◆ What is needed:
Copy out lines with the word "this" from the material that follows.

◆ Dataset content:
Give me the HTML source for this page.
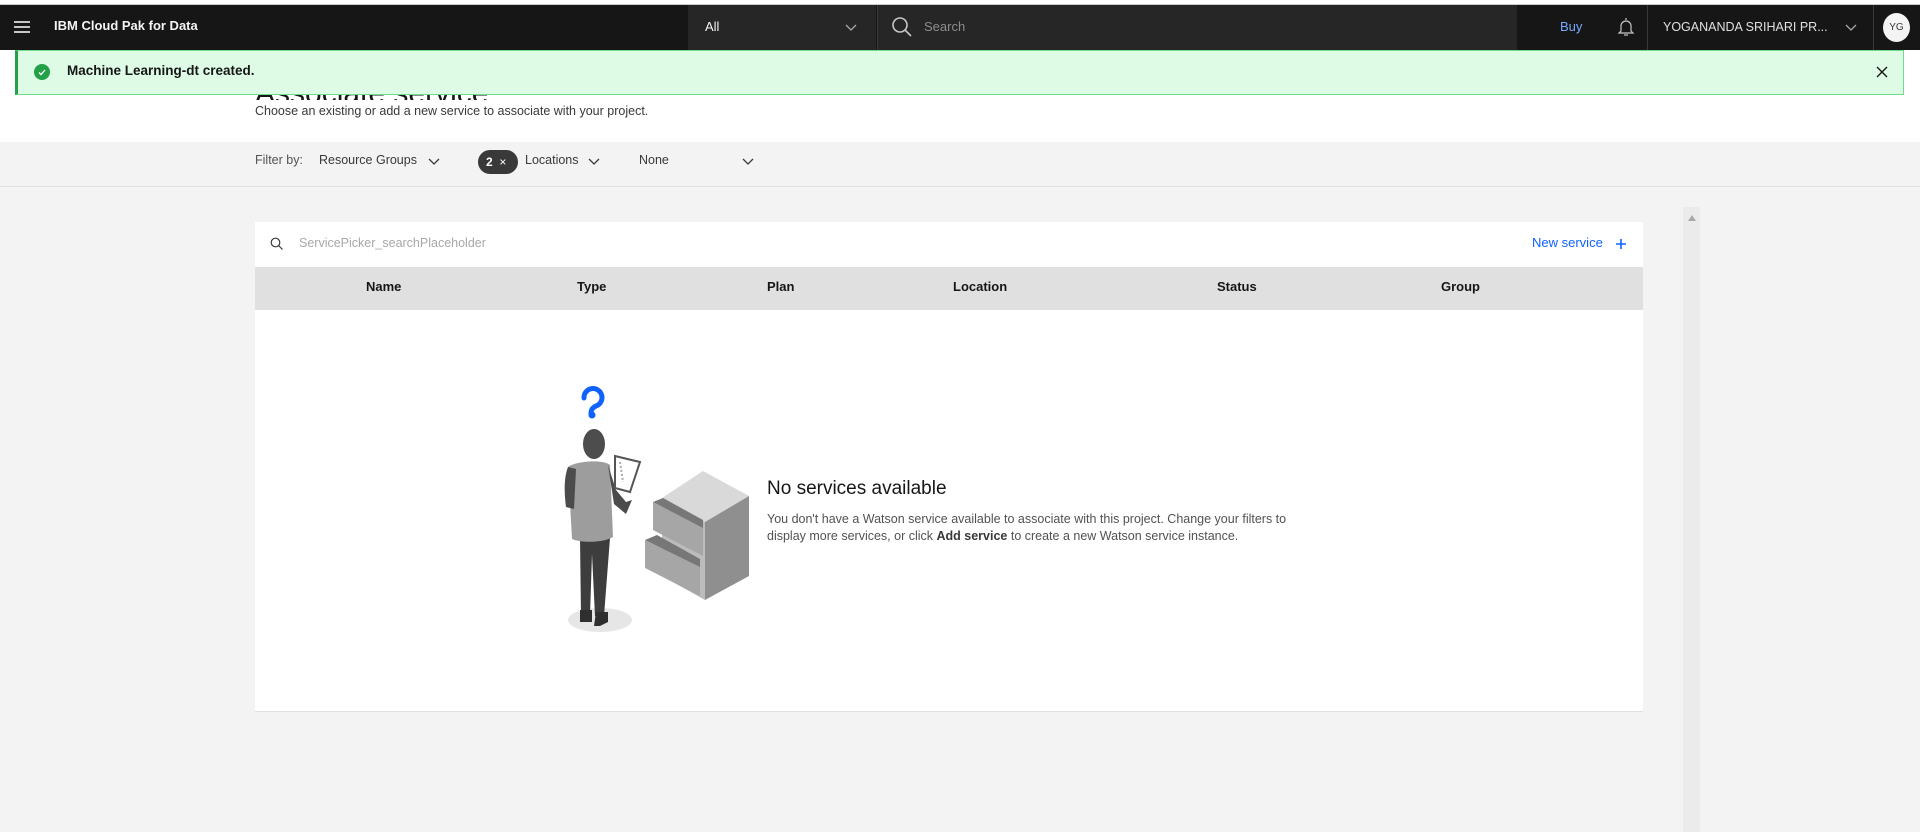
<!DOCTYPE html>
<html><head><meta charset="utf-8"><style>
*{margin:0;padding:0;box-sizing:border-box}
body{width:1920px;height:832px;overflow:hidden;background:#f3f3f3;font-family:"Liberation Sans",sans-serif;position:relative}
.a{position:absolute;white-space:nowrap}
</style></head><body>
<div class="a" style="left:0;top:0;width:1920px;height:5px;background:#fff;border-bottom:1px solid #ccc"></div>
<div class="a" style="left:0;top:5px;width:1920px;height:45px;background:#161616"></div>
<div class="a" style="left:14px;top:21px;width:16px;height:12px;border-top:2px solid #c6c6c6;border-bottom:2px solid #c6c6c6"></div>
<div class="a" style="left:14px;top:26px;width:16px;height:2px;background:#c6c6c6"></div>
<div class="a" style="left:54px;top:18px;color:#f4f4f4;font-size:13px;font-weight:bold">IBM Cloud Pak for Data</div>
<div class="a" style="left:688px;top:5px;width:188px;height:45px;background:#262626"></div>
<div class="a" style="left:705px;top:19px;color:#f4f4f4;font-size:13px">All</div>
<svg class="a" style="left:845px;top:24px" width="12" height="8"><path d="M1 1l5 5 5-5" stroke="#a8a8a8" fill="none" stroke-width="1.3"/></svg>
<div class="a" style="left:877px;top:5px;width:640px;height:45px;background:#262626;border-left:1px solid #393939"></div>
<svg class="a" style="left:891px;top:16px" width="22" height="22"><circle cx="9" cy="9" r="7" stroke="#c6c6c6" stroke-width="1.6" fill="none"/><path d="M14 14l6 6" stroke="#c6c6c6" stroke-width="1.6"/></svg>
<div class="a" style="left:924px;top:19px;color:#8d8d8d;font-size:13px">Search</div>
<div class="a" style="left:1560px;top:19px;color:#78a9ff;font-size:13px">Buy</div>
<svg class="a" style="left:1617px;top:16px" width="18" height="22"><path d="M9 2v2M4 15V10a5 5 0 0 1 10 0v5l2 2H2z" stroke="#c6c6c6" fill="none" stroke-width="1.2"/><path d="M7 19h4" stroke="#c6c6c6" stroke-width="1.2"/></svg>
<div class="a" style="left:1647px;top:5px;width:1px;height:45px;background:#393939"></div>
<div class="a" style="left:1663px;top:20px;color:#e0e0e0;font-size:12.5px">YOGANANDA SRIHARI PR...</div>
<svg class="a" style="left:1845px;top:24px" width="12" height="8"><path d="M1 1l5 5 5-5" stroke="#a8a8a8" fill="none" stroke-width="1.3"/></svg>
<div class="a" style="left:1873px;top:5px;width:1px;height:45px;background:#393939"></div>
<div class="a" style="left:1883px;top:13px;width:27px;height:29px;border-radius:50%;background:#f4f4f4;color:#393939;font-size:10px;text-align:center;line-height:29px">YG</div>

<div class="a" style="left:0;top:50px;width:1920px;height:92px;background:#fff"></div>
<div class="a" style="left:255px;top:77px;font-size:30px;line-height:34px;color:#161616">Associate service</div>
<div class="a" style="left:15px;top:50px;width:1889px;height:45px;background:#defbe6;border:1px solid #6fdc8c;border-left:3px solid #24a148"></div>
<div class="a" style="left:34px;top:64px;width:16px;height:16px;border-radius:50%;background:#24a148"></div>
<svg class="a" style="left:34px;top:64px" width="16" height="16"><path d="M5 8.5l2 2 4-4.5" stroke="#fff" fill="none" stroke-width="1.3"/></svg>
<div class="a" style="left:67px;top:63px;font-size:13.5px;font-weight:bold;color:#161616">Machine Learning-dt created.</div>
<svg class="a" style="left:1876px;top:66px" width="12" height="12"><path d="M1 1l10 10M11 1L1 11" stroke="#161616" stroke-width="1.4"/></svg>
<div class="a" style="left:0;top:100px;width:1920px;height:42px;background:#fff"></div>
<div class="a" style="left:255px;top:104px;font-size:12.5px;color:#393939">Choose an existing or add a new service to associate with your project.</div>

<div class="a" style="left:0;top:142px;width:1920px;height:45px;background:#f3f3f3;border-bottom:1px solid #e0e0e0"></div>
<div class="a" style="left:255px;top:153px;font-size:12.5px;color:#525252">Filter by:</div>
<div class="a" style="left:319px;top:153px;font-size:12.5px;color:#393939">Resource Groups</div>
<svg class="a" style="left:428px;top:158px" width="12" height="8"><path d="M1 1l5 5 5-5" stroke="#393939" fill="none" stroke-width="1.3"/></svg>
<div class="a" style="left:478px;top:150px;width:40px;height:24px;border-radius:12px;background:#393939;color:#fff;font-size:12px;line-height:24px;padding-left:8px"><b>2</b>&nbsp;&nbsp;×</div>
<div class="a" style="left:525px;top:153px;font-size:12.5px;color:#393939">Locations</div>
<svg class="a" style="left:588px;top:158px" width="12" height="8"><path d="M1 1l5 5 5-5" stroke="#393939" fill="none" stroke-width="1.3"/></svg>
<div class="a" style="left:639px;top:153px;font-size:12.5px;color:#393939">None</div>
<svg class="a" style="left:742px;top:158px" width="12" height="8"><path d="M1 1l5 5 5-5" stroke="#393939" fill="none" stroke-width="1.3"/></svg>

<div class="a" style="left:1683px;top:207px;width:17px;height:625px;background:#ebebeb"></div>
<svg class="a" style="left:1688px;top:215px" width="8" height="6"><path d="M0 6L4 0 8 6z" fill="#a8a8a8"/></svg>

<div class="a" style="left:255px;top:222px;width:1388px;height:490px;background:#fff;border-bottom:1px solid #e0e0e0"></div>
<svg class="a" style="left:270px;top:237px" width="14" height="14"><circle cx="5.5" cy="5.5" r="4.3" stroke="#393939" fill="none" stroke-width="1.2"/><path d="M8.5 8.5l4 4" stroke="#393939" stroke-width="1.2"/></svg>
<div class="a" style="left:299px;top:236px;font-size:12.5px;color:#a8a8a8">ServicePicker_searchPlaceholder</div>
<div class="a" style="left:1532px;top:235px;font-size:13px;color:#0f62fe">New service</div>
<svg class="a" style="left:1615px;top:238px" width="12" height="12"><path d="M6 1v10M1 6h10" stroke="#0f62fe" stroke-width="1.6"/></svg>
<div class="a" style="left:255px;top:267px;width:1388px;height:43px;background:#e0e0e0"></div>
<div class="a" style="left:366px;top:279px;font-size:13px;font-weight:bold;color:#161616">Name</div>
<div class="a" style="left:577px;top:279px;font-size:13px;font-weight:bold;color:#161616">Type</div>
<div class="a" style="left:767px;top:279px;font-size:13px;font-weight:bold;color:#161616">Plan</div>
<div class="a" style="left:953px;top:279px;font-size:13px;font-weight:bold;color:#161616">Location</div>
<div class="a" style="left:1217px;top:279px;font-size:13px;font-weight:bold;color:#161616">Status</div>
<div class="a" style="left:1441px;top:279px;font-size:13px;font-weight:bold;color:#161616">Group</div>

<svg class="a" style="left:550px;top:370px" width="210" height="270">
<ellipse cx="50" cy="250" rx="32" ry="12" fill="#e6e6e6"/>
<path d="M34 28a9 9 0 1 1 12 8c-4 2-5 4-5 8" stroke="#0f62fe" stroke-width="5" fill="none" stroke-linecap="round"/>
<circle cx="42" cy="45" r="3.5" fill="#0f62fe"/>
<path d="M30 168h30l-6 78h-9l-3-62-2 62h-9z" fill="#3d3d3d"/>
<path d="M30 240h12v12h-12zM46 242h12v10l-8 4h-6z" fill="#2f2f2f"/>
<path d="M18 97c8-6 35-8 42-2l3 72c-10 6-32 6-41 2z" fill="#9d9d9d"/>
<path d="M18 97c-4 10-4 25-2 40l8 2 2-40zM58 95l8 25 10 12 6-2-6 14-12-10z" fill="#4b4b4b"/>
<ellipse cx="44" cy="74" rx="11" ry="15" fill="#4d4d4d"/>
<path d="M65 86l25 6-10 30-15-4z" fill="#fff" stroke="#555" stroke-width="2"/>
<path d="M70 92l3 20" stroke="#aaa" stroke-width="2" stroke-dasharray="2 2"/>
<path d="M112 128l41-27 46 25-44 26z" fill="#d9d9d9"/>
<path d="M155 152l44-26v80l-44 24z" fill="#8f8f8f"/>
<path d="M112 128l43 24v78l-43-24z" fill="#bcbcbc"/>
<path d="M103 132l50 26v28l-50-26z" fill="#a6a6a6"/>
<path d="M103 132l10-4 40 22v8z" fill="#777"/>
<path d="M95 170l55 27v29l-55-28z" fill="#a6a6a6"/>
<path d="M95 170l12-5 43 24v8z" fill="#777"/>
</svg>

<div class="a" style="left:767px;top:478px;font-size:19px;color:#161616">No services available</div>
<div class="a" style="left:767px;top:511px;font-size:12.5px;line-height:17px;color:#525252">You don't have a Watson service available to associate with this project. Change your filters to<br>display more services, or click <b style="color:#393939">Add service</b> to create a new Watson service instance.</div>
</body></html>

◆ Task result:
Give me the HTML source for this page.
<div class="a" style="left:767px;top:511px;font-size:12.5px;line-height:17px;color:#525252">You don't have a Watson service available to associate with this project. Change your filters to<br>display more services, or click <b style="color:#393939">Add service</b> to create a new Watson service instance.</div>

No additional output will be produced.